We Americans have wanted so much. There were no limits. We want to continue to believe there are no limits. But we overshot, badly. We are finding that the modern American house has not been good for America, nor for the character of Americans. We will find, I hope, graciously and without (much) rancor, that a smaller house in harmony with the rhythms of the Earth, will lead to a greater harmony within oneself and with one's neighbors. We are going to have to help each other get there. We haven't had much practice, the last few generations.

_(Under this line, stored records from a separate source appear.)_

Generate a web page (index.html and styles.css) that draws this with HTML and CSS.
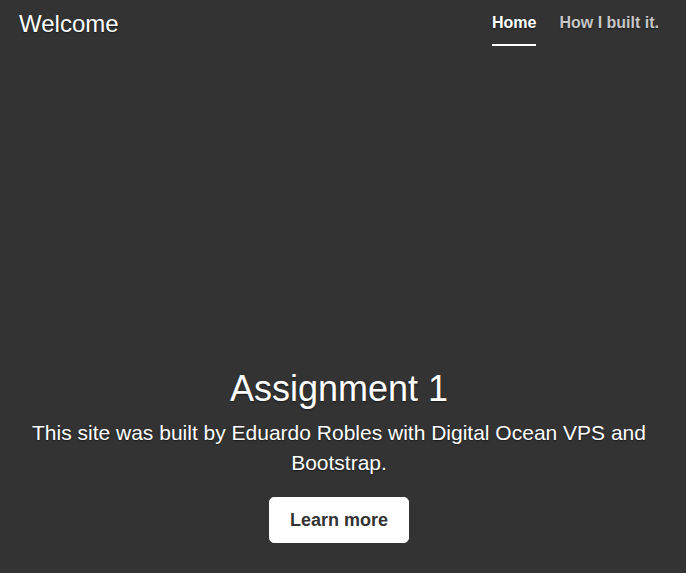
FILE: index.html
```html
<!DOCTYPE html>
<html lang="en">
<head>
<meta charset="utf-8">
<title>Welcome</title>
<link rel="stylesheet" href="styles.css">
</head>
<body>
<div class="cover">
  <header class="masthead">
    <h3 class="brand">Welcome</h3>
    <nav class="nav">
      <a class="nav-link active" href="#">Home</a>
      <a class="nav-link" href="#">How I built it.</a>
    </nav>
  </header>
  <main class="inner">
    <h1 class="cover-heading">Assignment 1</h1>
    <p class="lead">This site was built by Eduardo Robles with Digital Ocean VPS and Bootstrap.</p>
    <p class="lead-btn"><a href="#" class="btn">Learn more</a></p>
  </main>
</div>
</body>
</html>
```
FILE: styles.css
```css
html, body {
  height: 100%;
}
body {
  margin: 0;
  background: #333;
  color: #fff;
  font-family: "Liberation Sans", Arial, sans-serif;
  text-shadow: 0 0.05rem 0.1rem rgba(0, 0, 0, 0.5);
}
.cover {
  height: 100%;
  box-sizing: border-box;
  display: flex;
  flex-direction: column;
  padding: 7px 27px 30px 19px;
}
.masthead {
  display: flex;
  justify-content: space-between;
  align-items: flex-start;
}
.brand {
  margin: 3px 0 0 0;
  font-size: 24px;
  font-weight: 400;
  line-height: 1.2;
}
.nav {
  display: flex;
}
.nav-link {
  display: block;
  padding: 4px 0 9px;
  font-size: 16px;
  line-height: 24px;
  font-weight: 700;
  color: rgba(255, 255, 255, 0.75);
  text-decoration: none;
  border-bottom: 2px solid transparent;
}
.nav-link + .nav-link {
  margin-left: 23px;
}
.nav-link.active {
  color: #fff;
  border-bottom-color: #fff;
}
.inner {
  margin-top: auto;
  text-align: center;
}
.cover-heading {
  margin: 0 0 8px;
  font-size: 36px;
  font-weight: 400;
  line-height: 1.2;
}
.lead {
  margin: 0 0 19px;
  font-size: 21px;
  line-height: 30px;
}
.lead-btn {
  margin: 0;
}
.btn {
  display: inline-block;
  padding: 8px 20px;
  font-size: 18px;
  line-height: 28px;
  font-weight: 700;
  color: #333;
  background: #fff;
  border: 1px solid #fff;
  border-radius: 5px;
  text-decoration: none;
  text-shadow: none;
}
```
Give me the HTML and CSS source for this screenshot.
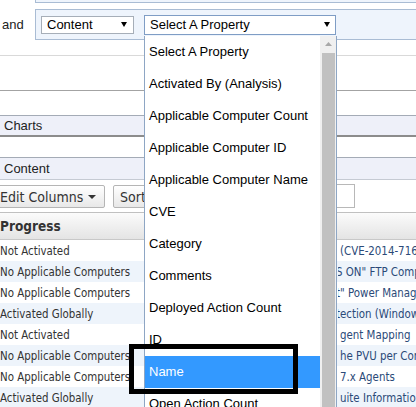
FILE: index.html
```html
<!DOCTYPE html>
<html lang="en">
<head>
  <meta charset="UTF-8">
  <title>Analysis Filter</title>
  <link rel="stylesheet" href="styles.css">
</head>

<body>

  <div class="prev-filter"></div>

  <div class="filter-row">
    <span class="and-label">and</span>

    <div class="filter-panel">
      <div class="select content-select">
        <span>Content</span>
        <svg class="arrow" width="6" height="5" viewBox="0 0 6 5"><polygon points="0,0 6,0 3,5" fill="#000"/></svg>
      </div>

      <div class="select property-select">
        <span>Select A Property</span>
        <svg class="arrow" width="6" height="5" viewBox="0 0 6 5"><polygon points="0,0 6,0 3,5" fill="#000"/></svg>

        <!-- open list of the select -->
        <div class="dropdown">
          <ul class="option-list">
            <li class="option">Select A Property</li>
            <li class="option">Activated By (Analysis)</li>
            <li class="option">Applicable Computer Count</li>
            <li class="option">Applicable Computer ID</li>
            <li class="option">Applicable Computer Name</li>
            <li class="option">CVE</li>
            <li class="option">Category</li>
            <li class="option">Comments</li>
            <li class="option">Deployed Action Count</li>
            <li class="option">ID</li>
            <li class="option selected">Name</li>
            <li class="option">Open Action Count</li>
          </ul>

          <div class="scrollbar">
            <div class="scroll-up">
              <svg width="7" height="4" viewBox="0 0 7 4"><polygon points="0,4 7,4 3.5,0" fill="#a8a8a8"/></svg>
            </div>
            <div class="scroll-thumb"></div>
          </div>

          <div class="highlight-box"></div>
        </div>
      </div>
    </div>
  </div>

  <div class="rule-light"></div>
  <div class="rule-dark"></div>

  <div class="section-bar charts-bar">Charts</div>
  <div class="section-bar content-bar">Content</div>

  <div class="toolbar">
    <button class="btn edit-btn">Edit Columns
      <svg width="8" height="4" viewBox="0 0 8 4"><polygon points="0,0 8,0 4,4" fill="#333"/></svg>
    </button>
    <button class="btn sort-btn">Sort</button>
    <div class="search-box"></div>
  </div>

  <div class="grid-head">Progress</div>

  <div class="grid-body">
    <div class="grid-row"><span>Not Activated</span><span class="link">(CVE-2014-7169)</span></div>
    <div class="grid-row"><span>No Applicable Computers</span><span class="link cut">S ON" FTP Component</span></div>
    <div class="grid-row"><span>No Applicable Computers</span><span class="link cut">t" Power Management</span></div>
    <div class="grid-row"><span>Activated Globally</span><span class="link cut">tection (Windows)</span></div>
    <div class="grid-row"><span>Not Activated</span><span class="link">gent Mapping</span></div>
    <div class="grid-row"><span>No Applicable Computers</span><span class="link">he PVU per Core</span></div>
    <div class="grid-row"><span>No Applicable Computers</span><span class="link">7.x Agents</span></div>
    <div class="grid-row"><span>Activated Globally</span><span class="link">uite Information</span></div>
  </div>

</body>
</html>
```

FILE: styles.css
```css
/* Reset */
* {
  margin: 0;
  padding: 0;
  box-sizing: border-box;
}

body {
  width: 416px;
  height: 407px;
  overflow: hidden;
  background: #fff;
  font-family: "Liberation Sans", Arial, sans-serif;
  font-size: 13px;
  color: #222;
}

/* filter rows */
.prev-filter {
  margin-left: 35px;
  height: 3px;
  background: #eef4fc;
  border-left: 1px solid #a9bcd4;
  border-bottom: 1px solid #a9bcd4;
}

.filter-row {
  display: flex;
  margin-top: 6px;
  height: 31px;
}

.and-label {
  width: 35px;
  padding-left: 2px;
  align-self: center;
  color: #222;
}

.filter-panel {
  flex: 1;
  display: flex;
  align-items: center;
  gap: 10px;
  padding-left: 5px;
  background: #eef4fc;
  border: 1px solid #a9bcd4;
  border-right: 0;
}

.select {
  position: relative;
  display: flex;
  align-items: center;
  justify-content: space-between;
  background: #fff;
  color: #000;
  white-space: nowrap;
}

.content-select {
  width: 93px;
  height: 18px;
  padding: 0 6px 0 5px;
  border: 1px solid #a6aeb8;
}

.property-select {
  width: 192px;
  height: 20px;
  padding: 0 5px;
  border: 1px solid #7f9dc5;
}

/* open list */
.dropdown {
  position: absolute;
  left: -1px;
  top: 20px;
  width: 193px;
  height: 380px;
  display: flex;
  background: #fff;
  border: 1px solid #8ea6c4;
  border-top: 0;
  z-index: 5;
}

.option-list {
  flex: 1;
  list-style: none;
}

.option {
  height: 32px;
  line-height: 32px;
  padding-left: 4px;
  white-space: nowrap;
  color: #000;
}

.option.selected {
  background: #3399ff;
  color: #fff;
}

.scrollbar {
  width: 16px;
  display: flex;
  flex-direction: column;
  background: #f0f0f0;
}

.scroll-up {
  height: 17px;
  display: flex;
  align-items: center;
  justify-content: center;
}

.scroll-up svg {
  margin-left: 1px;
}

.scroll-thumb {
  flex: 1;
  margin: 0 1px 0 2px;
  background: #c1c1c1;
}

.highlight-box {
  position: absolute;
  left: -16px;
  top: 308px;
  width: 169px;
  height: 50px;
  border: 5px solid #000;
}

/* page sections */
.rule-light {
  height: 16px;
  border-bottom: 1px solid #d9d9d9;
}

.rule-dark {
  height: 35px;
  border-bottom: 1px solid #a3a3a3;
}

.section-bar {
  display: flex;
  align-items: center;
  padding-left: 4px;
  background: #eef0f9;
  color: #222;
}

.charts-bar {
  margin-top: 24px;
  height: 22px;
  border-top: 1px solid #a4abb6;
  border-bottom: 2px solid #8c8c8c;
}

.content-bar {
  margin-top: 20px;
  height: 23px;
  border-top: 1px solid #a4abb6;
  border-bottom: 1px solid #c5cad3;
}

.toolbar {
  height: 32px;
  display: flex;
  align-items: flex-start;
  gap: 8px;
  padding-top: 5px;
  padding-right: 61px;
}

.btn {
  height: 23px;
  display: flex;
  align-items: center;
  gap: 5px;
  border: 1px solid #b5b5b5;
  border-radius: 2px;
  background: linear-gradient(#ffffff, #e8e8e8);
  font-family: "DejaVu Sans Condensed", "DejaVu Sans", sans-serif;
  font-stretch: condensed;
  font-size: 14px;
  color: #333;
  white-space: nowrap;
}

.edit-btn {
  margin-left: -10px;
  width: 115px;
  padding: 0 0 0 9px;
}

.sort-btn {
  width: 80px;
  padding-left: 6px;
}

.search-box {
  margin-left: auto;
  margin-top: -1px;
  width: 120px;
  height: 24px;
  background: #fff;
  border: 1px solid #b8b8b8;
}

/* grid */
.grid-head {
  height: 28px;
  display: flex;
  align-items: center;
  border-top: 1px solid #c0c0c0;
  border-bottom: 1px solid #c8c8c8;
  background: linear-gradient(#fbfbfb, #e4e4e4);
  font-family: "DejaVu Sans Condensed", "DejaVu Sans", sans-serif;
  font-stretch: condensed;
  font-weight: bold;
  font-size: 13.5px;
  color: #333;
}

.grid-row {
  display: grid;
  grid-template-columns: 338px 1fr;
  align-items: center;
  height: 21px;
  overflow: hidden;
  white-space: nowrap;
  font-family: "DejaVu Sans Condensed", "DejaVu Sans", sans-serif;
  font-stretch: condensed;
  font-size: 11.4px;
  color: #333;
}

.grid-row:nth-child(even) {
  background: #eef4fb;
}

.link {
  padding-left: 2px;
  overflow: hidden;
  color: #2b4a78;
}

.link.cut {
  text-indent: -4px;
}
```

I'm hoping to do a passive solar retrofit with my own house. We'll see. I have the knowledge, the skills and the time, but like anybody else, as soon as I come up with the money, I won't have the time. We are all being pulled forward relentlessly by our own insatiability, and America's slavish, narrow-minded, self-righteous, sycophantic, Market fundamentalism. And guess what, fundamentalist, just because I critique capitalism, doesn't mean you get to accuse me of socialism, or communism. That dog don't play no more. I'm a capitalist. A real one. The capitalism I subscribe to isn't so god-damned mean. The capitalism I subscribe to is about harmony between financial, human and natural capital. Which is the future, if we don't destroy America, the Earth and each other before we get there.

2 comments:

Unknown said...

Just wanted to say that you are spot on about the problem of heating houses in cold climates. I actually think that there is a serious home heating crisis in the making in Canada where every house HAS to have heat 6 months of year.

Off grid in Saskatchewan,

christine

William Hunter Duncan said...

Christine,

You have an advantage we do not have in America, because we get most of our natural gas from Canada. Your country can stop sending natural gas to us at the point when it becomes clear your people will suffer otherwise. That is, if your people control the resource.